Bonnie's PostThis post is really a follow up to a team post we did a couple of weeks ago called “Do you ever lie about your age?”.  In this post we all seemed to agree that lying about your age was not necessary.

While surfing the net I found the following interview.   I decided to share it because I’d love to hear your point of view.

Click here to view video!

As I listened to 35 year old Evan Marc Katz say that he “feels people are lying because they are insecure and think that telling the truth won’t get them in the door”, I thought “how sad”. But is there some truth to what he is saying?  I’m afraid there probably is.

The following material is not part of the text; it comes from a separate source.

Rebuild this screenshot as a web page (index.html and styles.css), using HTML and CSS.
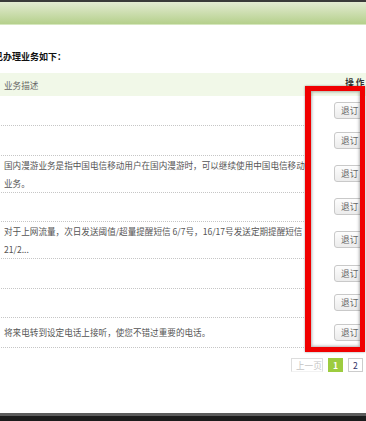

Now I’ll share a dirty little secret with you about my own shallowness.   (No Tracy, not that secret!)
When I met my now husband (who is 13 years my senior) I was 34.  I was completely taken with him in every way and although I knew he was older than I was,  I wasn’t exactly sure just how much older.  I was afraid to ask.   I actually thought “Oh please don’t let him be 50, pleeease don’t let him be 50!”   The number 50 just seemed like it would be too big of a gap for me.   He could read my mind even at that early stage and turned to me on our second date and simply said  “47. I’m 47.”   Phew! He made it by a measly 3 years!  There was an “acceptable” 13 year difference rather than an imaginary “unacceptable” 16 year difference.    If he’d said “50. I’m 50.”  I know I wouldn’t have said  “Stop the car, I’m getting out!” but I also know I would have felt uneasy about such a big “gap” in our ages.   Don’t forget this was when I was just getting to know him.   It all seems so ridiculous to me now.  Also, I  appreciated his honesty.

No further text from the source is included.